- _Stated task_
Quote every line of the data below as it stands, omitting pictures.

- _Data excerpt_
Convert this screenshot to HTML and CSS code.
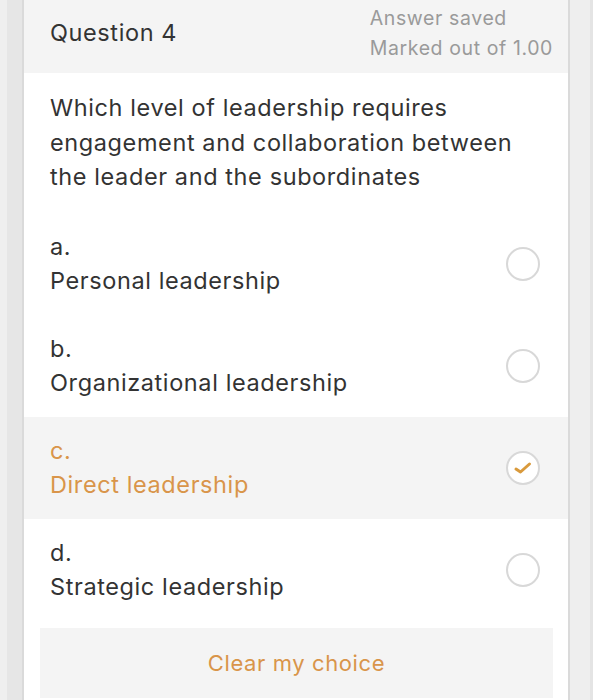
FILE: index.html
```html
<!DOCTYPE html>
<html lang="en">
<head>
    <meta charset="UTF-8">
    <meta name="viewport" content="width=device-width, initial-scale=1.0">
    <title>Question 4</title>
    <link rel="stylesheet" href="styles.css">
</head>
<body>

    <div class="frame">

        <!-- Question header -->
        <div class="qheader">
            <h2 class="qno">Question 4</h2>
            <div class="qinfo">
                <div>Answer saved</div>
                <div>Marked out of 1.00</div>
            </div>
        </div>

        <p class="qtext">Which level of leadership requires engagement and collaboration between the leader and the subordinates</p>

        <!-- Answer options -->
        <div class="answers">
            <label class="option">
                <span class="opt-text">
                    <span class="letter">a.</span>
                    <span class="answer">Personal leadership</span>
                </span>
                <span class="radio"></span>
            </label>
            <label class="option">
                <span class="opt-text">
                    <span class="letter">b.</span>
                    <span class="answer">Organizational leadership</span>
                </span>
                <span class="radio"></span>
            </label>
            <label class="option selected">
                <span class="opt-text">
                    <span class="letter">c.</span>
                    <span class="answer">Direct leadership</span>
                </span>
                <span class="radio">
                    <svg width="20" height="16" viewBox="0 0 20 16">
                        <path d="M3 9 L7.5 12 L16.5 4" fill="none" stroke="#d99a3c" stroke-width="3" stroke-linecap="round" stroke-linejoin="round"/>
                    </svg>
                </span>
            </label>
            <label class="option">
                <span class="opt-text">
                    <span class="letter">d.</span>
                    <span class="answer">Strategic leadership</span>
                </span>
                <span class="radio"></span>
            </label>
        </div>

        <button class="clear-btn">Clear my choice</button>

    </div>

</body>
</html>
```

FILE: styles.css
```css
body {
    margin: 0;
    font-family: Inter, "Liberation Sans", Arial, sans-serif;
    letter-spacing: 0.6px;
    background: linear-gradient(to right, #efefef 0, #efefef 7px, #e6e6e6 7px, #e6e6e6 570px, #eeeeee 570px, #eeeeee 590px, #e4e4e4 590px);
    color: #333;
}
.frame {
    margin: 0 23px 0 22px;
    border-left: 2px solid #dadada;
    border-right: 2px solid #dadada;
    background: #fff;
    height: 700px;
    overflow: hidden;
}
.qheader {
    display: flex;
    justify-content: space-between;
    align-items: center;
    height: 73px;
    padding: 0 15px 0 26px;
    background: #f4f4f4;
}
.qno {
    margin: -8px 0 0 0;
    font-size: 23.5px;
    font-weight: normal;
    color: #333;
}
.qinfo {
    align-self: flex-start;
    padding-top: 3px;
    font-size: 19.5px;
    line-height: 30px;
    color: #9a9a9a;
}
.qtext {
    margin: 0;
    padding: 18px 30px 0 26px;
    font-size: 23.5px;
    line-height: 34.5px;
    color: #333;
}
.answers {
    margin-top: 18px;
}
.option {
    display: flex;
    align-items: center;
    justify-content: space-between;
    padding: 17px 28px 17px 26px;
    font-size: 23.5px;
    line-height: 34px;
}
.opt-text {
    display: flex;
    flex-direction: column;
}
.selected {
    background: #f4f4f4;
    color: #d9954a;
}
.radio {
    display: flex;
    align-items: center;
    justify-content: center;
    width: 30px;
    height: 30px;
    border: 2px solid #d8d8d8;
    border-radius: 50%;
    background: #fff;
}
.clear-btn {
    display: block;
    width: 513px;
    height: 70px;
    margin: 7px 0 0 16px;
    border: none;
    background: #f4f4f4;
    font-family: inherit;
    font-size: 22px;
    letter-spacing: 0.6px;
    color: #d9954a;
    cursor: pointer;
}
```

- _Response to this exercise_
Convert this screenshot to HTML and CSS code.
FILE: index.html
```html
<!DOCTYPE html>
<html lang="en">
<head>
    <meta charset="UTF-8">
    <meta name="viewport" content="width=device-width, initial-scale=1.0">
    <title>Question 4</title>
    <link rel="stylesheet" href="styles.css">
</head>
<body>

    <div class="frame">

        <!-- Question header -->
        <div class="qheader">
            <h2 class="qno">Question 4</h2>
            <div class="qinfo">
                <div>Answer saved</div>
                <div>Marked out of 1.00</div>
            </div>
        </div>

        <p class="qtext">Which level of leadership requires engagement and collaboration between the leader and the subordinates</p>

        <!-- Answer options -->
        <div class="answers">
            <label class="option">
                <span class="opt-text">
                    <span class="letter">a.</span>
                    <span class="answer">Personal leadership</span>
                </span>
                <span class="radio"></span>
            </label>
            <label class="option">
                <span class="opt-text">
                    <span class="letter">b.</span>
                    <span class="answer">Organizational leadership</span>
                </span>
                <span class="radio"></span>
            </label>
            <label class="option selected">
                <span class="opt-text">
                    <span class="letter">c.</span>
                    <span class="answer">Direct leadership</span>
                </span>
                <span class="radio">
                    <svg width="20" height="16" viewBox="0 0 20 16">
                        <path d="M3 9 L7.5 12 L16.5 4" fill="none" stroke="#d99a3c" stroke-width="3" stroke-linecap="round" stroke-linejoin="round"/>
                    </svg>
                </span>
            </label>
            <label class="option">
                <span class="opt-text">
                    <span class="letter">d.</span>
                    <span class="answer">Strategic leadership</span>
                </span>
                <span class="radio"></span>
            </label>
        </div>

        <button class="clear-btn">Clear my choice</button>

    </div>

</body>
</html>
```

FILE: styles.css
```css
body {
    margin: 0;
    font-family: Inter, "Liberation Sans", Arial, sans-serif;
    letter-spacing: 0.6px;
    background: linear-gradient(to right, #efefef 0, #efefef 7px, #e6e6e6 7px, #e6e6e6 570px, #eeeeee 570px, #eeeeee 590px, #e4e4e4 590px);
    color: #333;
}
.frame {
    margin: 0 23px 0 22px;
    border-left: 2px solid #dadada;
    border-right: 2px solid #dadada;
    background: #fff;
    height: 700px;
    overflow: hidden;
}
.qheader {
    display: flex;
    justify-content: space-between;
    align-items: center;
    height: 73px;
    padding: 0 15px 0 26px;
    background: #f4f4f4;
}
.qno {
    margin: -8px 0 0 0;
    font-size: 23.5px;
    font-weight: normal;
    color: #333;
}
.qinfo {
    align-self: flex-start;
    padding-top: 3px;
    font-size: 19.5px;
    line-height: 30px;
    color: #9a9a9a;
}
.qtext {
    margin: 0;
    padding: 18px 30px 0 26px;
    font-size: 23.5px;
    line-height: 34.5px;
    color: #333;
}
.answers {
    margin-top: 18px;
}
.option {
    display: flex;
    align-items: center;
    justify-content: space-between;
    padding: 17px 28px 17px 26px;
    font-size: 23.5px;
    line-height: 34px;
}
.opt-text {
    display: flex;
    flex-direction: column;
}
.selected {
    background: #f4f4f4;
    color: #d9954a;
}
.radio {
    display: flex;
    align-items: center;
    justify-content: center;
    width: 30px;
    height: 30px;
    border: 2px solid #d8d8d8;
    border-radius: 50%;
    background: #fff;
}
.clear-btn {
    display: block;
    width: 513px;
    height: 70px;
    margin: 7px 0 0 16px;
    border: none;
    background: #f4f4f4;
    font-family: inherit;
    font-size: 22px;
    letter-spacing: 0.6px;
    color: #d9954a;
    cursor: pointer;
}
```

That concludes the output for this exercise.